Still, Clean Campaigns petitioner Jeff Heckler says the group's not going down without a fight -- or, at the very least, a police escort. "They've asked us to leave several times and I expect they'll get the police involved," Heckler says. "I think we're going to go ahead and keep petitioning at HEB and allow them the opportunity to do whatever they're going to do." Bring it on, says Brown. "The landlord" -- shopping center management company Regency Centers -- "retains the right to remove them from that property, so the landlord is protecting the wishes of the tenant," in this case HEB. Brown says she's perplexed by the group's insistence on flouting the policy, which she says has "always" been in place at HEB. "Most folks respect that petitioning needs to be done in what is truly defined as public space and respect the right of property owners to determine what happens on their property," says Brown. "… This is a policy, and this is really the only instance I've ever seen where someone is not being respectful of that policy."

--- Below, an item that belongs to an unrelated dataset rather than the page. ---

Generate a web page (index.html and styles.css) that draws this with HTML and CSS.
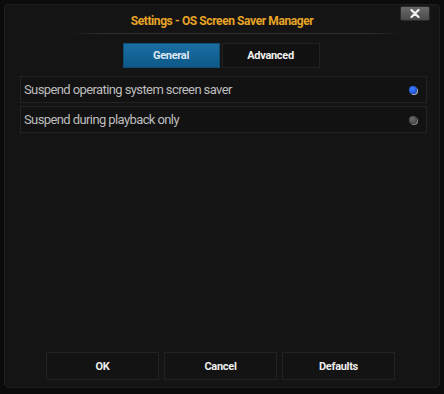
FILE: index.html
```html
<!DOCTYPE html>
<html lang="en">

<head>
  <meta charset="UTF-8">
  <meta name="viewport" content="width=device-width, initial-scale=1.0">
  <title>Settings</title>
  <link rel="stylesheet" href="styles.css">
</head>

<body>
  <div class="dialog">
    <div class="dialog-head">
      <h1 class="dialog-title">Settings - OS Screen Saver Manager</h1>
      <button class="close-btn">
        <svg width="10" height="9" viewBox="0 0 10 9">
          <path d="M1.5 1 L8.5 8 M8.5 1 L1.5 8" stroke="#f2f2f2" stroke-width="2.2" stroke-linecap="round" />
        </svg>
      </button>
    </div>
    <div class="title-rule"></div>

    <div class="tabs">
      <button class="tab tab-active">General</button>
      <button class="tab">Advanced</button>
    </div>

    <div class="settings">
      <div class="setting-row">
        <span>Suspend operating system screen saver</span>
        <span class="radio radio-on"></span>
      </div>
      <div class="setting-row">
        <span>Suspend during playback only</span>
        <span class="radio"></span>
      </div>
    </div>

    <div class="dialog-foot">
      <button class="foot-btn">OK</button>
      <button class="foot-btn">Cancel</button>
      <button class="foot-btn">Defaults</button>
    </div>
  </div>
</body>

</html>
```

FILE: styles.css
```css
body {
  margin: 0;
  background-color: #0b0b0b;
  font-family: 'Roboto', 'Liberation Sans', sans-serif;
}

.dialog {
  box-sizing: border-box;
  display: flex;
  flex-direction: column;
  width: 436px;
  height: 384px;
  margin: 4px 0 0 4px;
  background-color: #141414;
  border: 1px solid #1e1e1e;
  border-radius: 4px;
  box-shadow: 0 2px 0 #050505;
}

.dialog-head {
  position: relative;
  display: flex;
  justify-content: center;
  padding-top: 9px;
  height: 19px;
}

.dialog-title {
  margin: 0;
  font-size: 12px;
  line-height: 14px;
  font-weight: 700;
  letter-spacing: -0.4px;
  color: #e8a426;
}

.close-btn {
  position: absolute;
  top: 1px;
  right: 9px;
  display: flex;
  align-items: center;
  justify-content: center;
  width: 30px;
  height: 15px;
  padding: 0;
  border: 1px solid #2a2a2a;
  border-radius: 2px;
  background: linear-gradient(#6a6a6a, #4a4a4a);
}

.title-rule {
  height: 1px;
  margin: 0 36px 0 64px;
  background: linear-gradient(90deg, transparent, #2e2e2e 10%, #2e2e2e 90%, transparent);
}

.tabs {
  display: flex;
  justify-content: center;
  gap: 2px;
  margin-top: 9px;
  padding-right: 2px;
}

.tab {
  width: 98px;
  height: 25px;
  padding: 0;
  border: 1px solid #222;
  background-color: #111;
  color: #f0f0f0;
  font-family: inherit;
  font-size: 11px;
  font-weight: 700;
  letter-spacing: -0.3px;
}

.tab-active {
  width: 97px;
  border-color: #0f4d75;
  background: linear-gradient(#1a6ea3, #0d5888);
  color: #dde9f2;
}

.settings {
  display: flex;
  flex-direction: column;
  gap: 3px;
  margin: 8px 12px 0 15px;
}

.setting-row {
  display: flex;
  align-items: center;
  justify-content: space-between;
  height: 25px;
  padding: 0 9px 0 3px;
  border: 1px solid #232323;
  background-color: #121212;
  color: #bdbdbd;
  font-size: 13px;
  letter-spacing: -0.6px;
}

.radio {
  width: 8px;
  height: 8px;
  border-radius: 50%;
  background: radial-gradient(circle at 40% 35%, #6a6a6a, #3a3a3a);
  box-shadow: 1px 1px 0 #8a8a8a;
}

.radio-on {
  background: radial-gradient(circle at 40% 35%, #3c7cff, #1446c8);
  box-shadow: 1px 1px 0 #b0b0b0;
}

.dialog-foot {
  display: flex;
  gap: 5px;
  margin-top: auto;
  margin-bottom: 7px;
  padding-left: 41px;
}

.foot-btn {
  width: 113px;
  height: 28px;
  padding: 0;
  border: 1px solid #222;
  background-color: #131313;
  color: #eeeeee;
  font-family: inherit;
  font-size: 11px;
  font-weight: 700;
  letter-spacing: -0.3px;
}
```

On a happier subject for Clean Campaigns, Heckler says the group is on track for its goal of gathering around 20,000 signatures (16,000 valid signatures are required) to get public campaign finance on the November ballot. …

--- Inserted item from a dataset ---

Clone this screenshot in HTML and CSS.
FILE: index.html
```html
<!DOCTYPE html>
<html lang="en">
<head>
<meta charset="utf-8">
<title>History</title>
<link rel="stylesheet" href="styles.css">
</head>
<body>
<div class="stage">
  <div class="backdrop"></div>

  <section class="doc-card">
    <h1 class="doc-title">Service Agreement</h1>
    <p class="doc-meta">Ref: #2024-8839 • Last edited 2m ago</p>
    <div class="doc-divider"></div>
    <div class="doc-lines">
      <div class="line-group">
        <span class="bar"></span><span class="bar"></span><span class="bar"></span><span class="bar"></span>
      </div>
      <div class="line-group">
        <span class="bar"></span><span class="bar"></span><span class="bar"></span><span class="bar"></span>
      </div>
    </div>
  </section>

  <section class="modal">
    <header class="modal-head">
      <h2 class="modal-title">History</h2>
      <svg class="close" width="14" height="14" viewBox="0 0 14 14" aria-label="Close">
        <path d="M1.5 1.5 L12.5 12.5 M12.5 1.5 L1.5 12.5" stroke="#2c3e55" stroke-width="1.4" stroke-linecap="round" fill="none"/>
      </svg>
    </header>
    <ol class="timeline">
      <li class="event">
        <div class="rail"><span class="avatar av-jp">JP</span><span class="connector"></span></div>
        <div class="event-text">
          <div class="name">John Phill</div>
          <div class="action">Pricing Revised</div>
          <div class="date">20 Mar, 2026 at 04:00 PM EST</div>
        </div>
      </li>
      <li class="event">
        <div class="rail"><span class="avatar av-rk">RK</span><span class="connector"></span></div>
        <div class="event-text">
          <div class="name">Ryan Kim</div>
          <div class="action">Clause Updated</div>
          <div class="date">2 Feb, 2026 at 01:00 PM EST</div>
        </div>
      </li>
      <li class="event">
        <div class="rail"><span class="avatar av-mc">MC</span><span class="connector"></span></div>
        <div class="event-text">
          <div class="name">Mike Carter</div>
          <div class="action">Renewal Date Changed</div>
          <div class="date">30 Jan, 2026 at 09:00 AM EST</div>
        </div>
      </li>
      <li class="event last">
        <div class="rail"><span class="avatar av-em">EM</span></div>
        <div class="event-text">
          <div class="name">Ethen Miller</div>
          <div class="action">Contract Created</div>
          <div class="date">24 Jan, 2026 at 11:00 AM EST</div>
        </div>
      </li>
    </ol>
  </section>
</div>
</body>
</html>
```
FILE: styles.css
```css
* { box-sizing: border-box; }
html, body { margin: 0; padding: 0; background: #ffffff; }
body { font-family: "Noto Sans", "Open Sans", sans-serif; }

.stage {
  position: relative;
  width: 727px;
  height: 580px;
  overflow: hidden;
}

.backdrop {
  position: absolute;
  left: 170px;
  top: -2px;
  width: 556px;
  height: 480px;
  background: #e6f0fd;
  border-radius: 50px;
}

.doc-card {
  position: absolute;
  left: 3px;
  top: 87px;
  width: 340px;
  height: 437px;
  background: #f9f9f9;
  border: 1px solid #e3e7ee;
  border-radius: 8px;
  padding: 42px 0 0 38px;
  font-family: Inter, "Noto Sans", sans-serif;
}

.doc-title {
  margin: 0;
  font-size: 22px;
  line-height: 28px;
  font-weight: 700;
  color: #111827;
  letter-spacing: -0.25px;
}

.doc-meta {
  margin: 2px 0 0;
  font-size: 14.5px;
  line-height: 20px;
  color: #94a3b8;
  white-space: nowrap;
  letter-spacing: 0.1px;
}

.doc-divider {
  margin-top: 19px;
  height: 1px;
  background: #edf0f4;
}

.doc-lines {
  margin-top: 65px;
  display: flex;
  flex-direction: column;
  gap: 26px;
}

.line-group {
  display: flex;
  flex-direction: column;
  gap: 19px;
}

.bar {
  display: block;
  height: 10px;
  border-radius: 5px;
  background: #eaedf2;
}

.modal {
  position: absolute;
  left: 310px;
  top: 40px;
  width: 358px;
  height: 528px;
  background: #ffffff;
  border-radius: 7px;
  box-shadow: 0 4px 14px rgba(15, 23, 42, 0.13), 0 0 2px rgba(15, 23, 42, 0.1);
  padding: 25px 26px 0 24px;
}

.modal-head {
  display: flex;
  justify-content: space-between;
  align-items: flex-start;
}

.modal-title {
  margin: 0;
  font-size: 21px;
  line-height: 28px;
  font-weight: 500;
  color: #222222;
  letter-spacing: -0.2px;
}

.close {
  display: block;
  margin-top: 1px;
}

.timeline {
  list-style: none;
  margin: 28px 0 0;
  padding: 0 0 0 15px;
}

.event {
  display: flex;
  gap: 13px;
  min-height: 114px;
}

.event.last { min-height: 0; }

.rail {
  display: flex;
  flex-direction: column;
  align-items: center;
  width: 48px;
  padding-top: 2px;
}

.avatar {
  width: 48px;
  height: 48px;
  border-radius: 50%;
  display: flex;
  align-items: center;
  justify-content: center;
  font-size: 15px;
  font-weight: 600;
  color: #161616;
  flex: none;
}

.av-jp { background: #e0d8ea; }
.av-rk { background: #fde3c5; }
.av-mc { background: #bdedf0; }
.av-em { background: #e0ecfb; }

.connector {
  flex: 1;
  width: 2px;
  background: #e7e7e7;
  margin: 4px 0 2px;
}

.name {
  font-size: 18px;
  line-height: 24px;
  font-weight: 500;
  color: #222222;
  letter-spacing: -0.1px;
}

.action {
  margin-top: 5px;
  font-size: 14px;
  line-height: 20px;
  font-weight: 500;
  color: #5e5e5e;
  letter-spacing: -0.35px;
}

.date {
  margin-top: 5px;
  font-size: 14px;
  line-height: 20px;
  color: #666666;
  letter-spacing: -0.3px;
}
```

The National Alliance for Choice in Giving -- an alliance of charitable federations that raise money through workplace employee campaigns, in order to advance "social justice, environmental protection, peace, human welfare, and human rights" -- has awarded its 2001 "Freedom Fighter" Award to Austinites Max Woodfin of Earth Share of Texas, and Diane Fanning of Another Way Texas Shares. Earlier this year, the Texas federations successfully defended the State Employees Charitable Campaign from an attempt, led by representatives of the state comptroller's office, to exclude dozens of progressive organizations from this fall's SECC campaign.